Door 1, or point of no return to life as is: his ex best friend knocks on the door later that night. He has been in town all day, exhibiting an incredible photo collection, his early work, which was selling well. But instead of going to the after party, he drove to his ex best friend, to settle the score. They crack open a beer and inevitably decide to spend the entire night telling the story of their last summer together.

 

Act II: Is the story. They both are college grads, full of ambition, with strong starts to what society considers adult life. Except the photographer friend bombs his first show and becomes the town’s laughing stock. Meanwhile Juan gets arrested for public intoxication. This way they both take a journey abroad, to get away from the drama back home.
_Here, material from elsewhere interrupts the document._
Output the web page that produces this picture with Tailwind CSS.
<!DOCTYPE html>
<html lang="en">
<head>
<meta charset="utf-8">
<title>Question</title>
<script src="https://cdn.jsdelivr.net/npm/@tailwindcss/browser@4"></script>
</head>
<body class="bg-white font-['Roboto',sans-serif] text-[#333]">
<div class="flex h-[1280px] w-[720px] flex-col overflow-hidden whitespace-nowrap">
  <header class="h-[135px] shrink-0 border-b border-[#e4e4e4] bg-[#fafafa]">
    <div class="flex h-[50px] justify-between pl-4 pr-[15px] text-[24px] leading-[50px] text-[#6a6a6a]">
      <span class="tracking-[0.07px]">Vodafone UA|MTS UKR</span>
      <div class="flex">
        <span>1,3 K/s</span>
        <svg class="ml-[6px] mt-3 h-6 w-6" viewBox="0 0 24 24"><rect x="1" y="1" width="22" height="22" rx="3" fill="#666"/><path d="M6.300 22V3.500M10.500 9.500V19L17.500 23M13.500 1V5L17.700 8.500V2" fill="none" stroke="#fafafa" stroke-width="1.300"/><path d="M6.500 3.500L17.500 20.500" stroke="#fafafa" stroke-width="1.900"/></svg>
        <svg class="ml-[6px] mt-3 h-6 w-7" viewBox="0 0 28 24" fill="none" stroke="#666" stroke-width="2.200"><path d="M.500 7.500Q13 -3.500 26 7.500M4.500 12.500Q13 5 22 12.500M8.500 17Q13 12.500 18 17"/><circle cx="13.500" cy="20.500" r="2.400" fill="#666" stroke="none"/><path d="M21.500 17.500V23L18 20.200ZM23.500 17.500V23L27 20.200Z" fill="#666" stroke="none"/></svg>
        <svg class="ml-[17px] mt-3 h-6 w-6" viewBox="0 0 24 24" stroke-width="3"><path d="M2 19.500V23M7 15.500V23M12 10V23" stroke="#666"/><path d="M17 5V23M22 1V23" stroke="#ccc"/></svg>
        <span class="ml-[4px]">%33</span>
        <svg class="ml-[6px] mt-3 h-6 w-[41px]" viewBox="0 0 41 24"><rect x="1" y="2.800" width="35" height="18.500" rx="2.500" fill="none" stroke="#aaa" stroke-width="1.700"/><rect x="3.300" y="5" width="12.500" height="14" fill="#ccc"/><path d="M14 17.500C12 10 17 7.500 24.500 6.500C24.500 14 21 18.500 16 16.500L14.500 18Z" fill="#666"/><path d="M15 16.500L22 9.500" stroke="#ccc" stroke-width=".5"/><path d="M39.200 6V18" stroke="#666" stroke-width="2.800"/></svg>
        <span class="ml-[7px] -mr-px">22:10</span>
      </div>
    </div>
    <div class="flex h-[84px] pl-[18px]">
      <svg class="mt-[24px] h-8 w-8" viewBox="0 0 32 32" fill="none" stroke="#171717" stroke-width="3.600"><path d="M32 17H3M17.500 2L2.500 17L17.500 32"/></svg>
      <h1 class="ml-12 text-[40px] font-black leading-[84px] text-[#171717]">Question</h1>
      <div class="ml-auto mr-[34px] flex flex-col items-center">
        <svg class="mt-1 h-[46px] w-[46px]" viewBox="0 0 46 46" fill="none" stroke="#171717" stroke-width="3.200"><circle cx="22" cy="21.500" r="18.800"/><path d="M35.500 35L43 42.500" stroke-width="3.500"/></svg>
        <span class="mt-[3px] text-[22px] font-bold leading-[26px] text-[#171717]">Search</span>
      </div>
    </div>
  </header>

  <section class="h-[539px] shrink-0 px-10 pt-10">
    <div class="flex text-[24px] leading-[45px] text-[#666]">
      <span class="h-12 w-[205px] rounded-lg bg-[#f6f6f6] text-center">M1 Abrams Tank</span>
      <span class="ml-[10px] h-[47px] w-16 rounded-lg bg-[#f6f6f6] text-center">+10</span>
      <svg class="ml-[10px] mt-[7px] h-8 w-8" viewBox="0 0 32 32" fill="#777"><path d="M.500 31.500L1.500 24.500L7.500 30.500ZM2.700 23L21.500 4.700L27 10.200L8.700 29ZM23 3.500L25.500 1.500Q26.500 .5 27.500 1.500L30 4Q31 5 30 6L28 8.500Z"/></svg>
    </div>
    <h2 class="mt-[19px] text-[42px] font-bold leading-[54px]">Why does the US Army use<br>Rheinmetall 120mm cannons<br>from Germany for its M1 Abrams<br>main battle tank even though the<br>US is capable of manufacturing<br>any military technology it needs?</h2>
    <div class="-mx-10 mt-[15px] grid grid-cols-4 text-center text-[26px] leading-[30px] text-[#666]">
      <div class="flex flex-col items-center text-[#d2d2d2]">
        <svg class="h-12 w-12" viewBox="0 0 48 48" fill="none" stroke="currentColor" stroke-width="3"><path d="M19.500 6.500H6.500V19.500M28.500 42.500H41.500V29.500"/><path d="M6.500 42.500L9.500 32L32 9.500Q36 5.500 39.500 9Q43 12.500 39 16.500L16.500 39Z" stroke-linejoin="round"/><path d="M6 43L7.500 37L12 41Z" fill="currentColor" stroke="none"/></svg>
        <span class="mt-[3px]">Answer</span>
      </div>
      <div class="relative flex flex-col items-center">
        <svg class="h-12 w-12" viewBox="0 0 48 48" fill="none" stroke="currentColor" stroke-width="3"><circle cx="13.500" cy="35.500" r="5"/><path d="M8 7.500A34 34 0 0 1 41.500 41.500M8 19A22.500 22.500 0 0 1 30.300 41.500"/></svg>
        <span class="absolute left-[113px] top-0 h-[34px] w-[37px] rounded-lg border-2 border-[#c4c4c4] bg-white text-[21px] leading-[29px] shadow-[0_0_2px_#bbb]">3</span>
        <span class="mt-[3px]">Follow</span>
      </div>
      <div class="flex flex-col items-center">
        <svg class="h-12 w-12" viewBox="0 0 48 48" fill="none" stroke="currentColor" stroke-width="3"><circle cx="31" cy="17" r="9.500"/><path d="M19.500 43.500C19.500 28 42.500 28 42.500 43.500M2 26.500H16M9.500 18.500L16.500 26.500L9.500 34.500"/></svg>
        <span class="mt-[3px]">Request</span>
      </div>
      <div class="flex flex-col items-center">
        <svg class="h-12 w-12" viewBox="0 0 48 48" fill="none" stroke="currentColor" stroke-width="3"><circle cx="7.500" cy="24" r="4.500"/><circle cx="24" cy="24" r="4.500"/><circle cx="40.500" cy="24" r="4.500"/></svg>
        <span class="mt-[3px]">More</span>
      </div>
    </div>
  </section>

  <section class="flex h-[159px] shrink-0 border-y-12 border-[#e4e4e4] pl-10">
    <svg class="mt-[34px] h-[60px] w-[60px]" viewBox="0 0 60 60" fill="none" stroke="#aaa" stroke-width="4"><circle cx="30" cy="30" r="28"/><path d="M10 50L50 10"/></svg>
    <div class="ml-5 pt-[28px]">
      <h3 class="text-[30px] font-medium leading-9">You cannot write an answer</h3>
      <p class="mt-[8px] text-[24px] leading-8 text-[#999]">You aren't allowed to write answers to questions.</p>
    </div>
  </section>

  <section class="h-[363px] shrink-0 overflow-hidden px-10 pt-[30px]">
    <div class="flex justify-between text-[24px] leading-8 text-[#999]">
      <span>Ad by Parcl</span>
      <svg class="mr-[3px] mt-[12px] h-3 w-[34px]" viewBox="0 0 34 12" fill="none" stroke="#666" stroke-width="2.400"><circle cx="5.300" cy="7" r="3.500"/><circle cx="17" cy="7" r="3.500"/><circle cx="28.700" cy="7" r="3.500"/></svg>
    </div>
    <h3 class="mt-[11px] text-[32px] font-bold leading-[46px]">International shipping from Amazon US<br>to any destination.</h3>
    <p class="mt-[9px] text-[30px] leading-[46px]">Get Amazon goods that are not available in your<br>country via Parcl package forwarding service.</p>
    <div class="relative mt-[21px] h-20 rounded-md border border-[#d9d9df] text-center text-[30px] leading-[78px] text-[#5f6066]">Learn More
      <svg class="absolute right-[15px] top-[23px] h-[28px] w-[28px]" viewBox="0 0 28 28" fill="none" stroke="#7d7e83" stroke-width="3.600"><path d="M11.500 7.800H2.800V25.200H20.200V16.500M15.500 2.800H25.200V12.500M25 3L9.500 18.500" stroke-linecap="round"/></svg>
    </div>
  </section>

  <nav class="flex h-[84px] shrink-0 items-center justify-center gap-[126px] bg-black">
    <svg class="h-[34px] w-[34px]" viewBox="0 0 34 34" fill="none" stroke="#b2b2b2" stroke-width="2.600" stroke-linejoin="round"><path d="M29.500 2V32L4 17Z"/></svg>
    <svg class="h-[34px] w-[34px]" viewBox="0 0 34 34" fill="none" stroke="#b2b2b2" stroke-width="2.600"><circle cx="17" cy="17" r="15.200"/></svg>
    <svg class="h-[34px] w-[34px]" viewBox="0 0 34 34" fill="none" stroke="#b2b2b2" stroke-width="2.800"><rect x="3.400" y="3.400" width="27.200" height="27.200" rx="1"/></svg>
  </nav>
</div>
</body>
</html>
At the end, however, Juan and his friend experience mounting tension over drugs and women. For example, the photographer meets who will eventually become his wife, from Uruguay like Juan. Unfortunately Juan sabotages their romantic meeting by sleeping with her. Even though the lovers end up married, the two friends never see each other again. Their lives fork.

 

Door 2, or the next point of no return, something’s got to give: Juan vocalizes his problem, that he has never been able to forgive himself for what happened. The friend also vocalizes his problem, that it was Juan who he really loved. Juan must reject his friend and the friend leaves the house. Troubled, light-headed, Juan wants to make amends with his wife, put his own house in order, when upstairs he finds his wife in bed with another man. They had been fornicating this entire night, while Juan was reliving his adventure downstairs with his ex best friend. He asks for a divorce.

 

Act III: Opens with a deleted scene between the two best friends, where they swear that no matter what happens they will always be soul brothers. Maybe this is the bond one confused with love, which the other broke carelessly. We end with Juan racing to the airport where his friend is checking-in his bag. They have a revelation: let’s do the trip over again. They fly. And all is gravy. (Except his job, which blows up since he leaves his students without a professor.)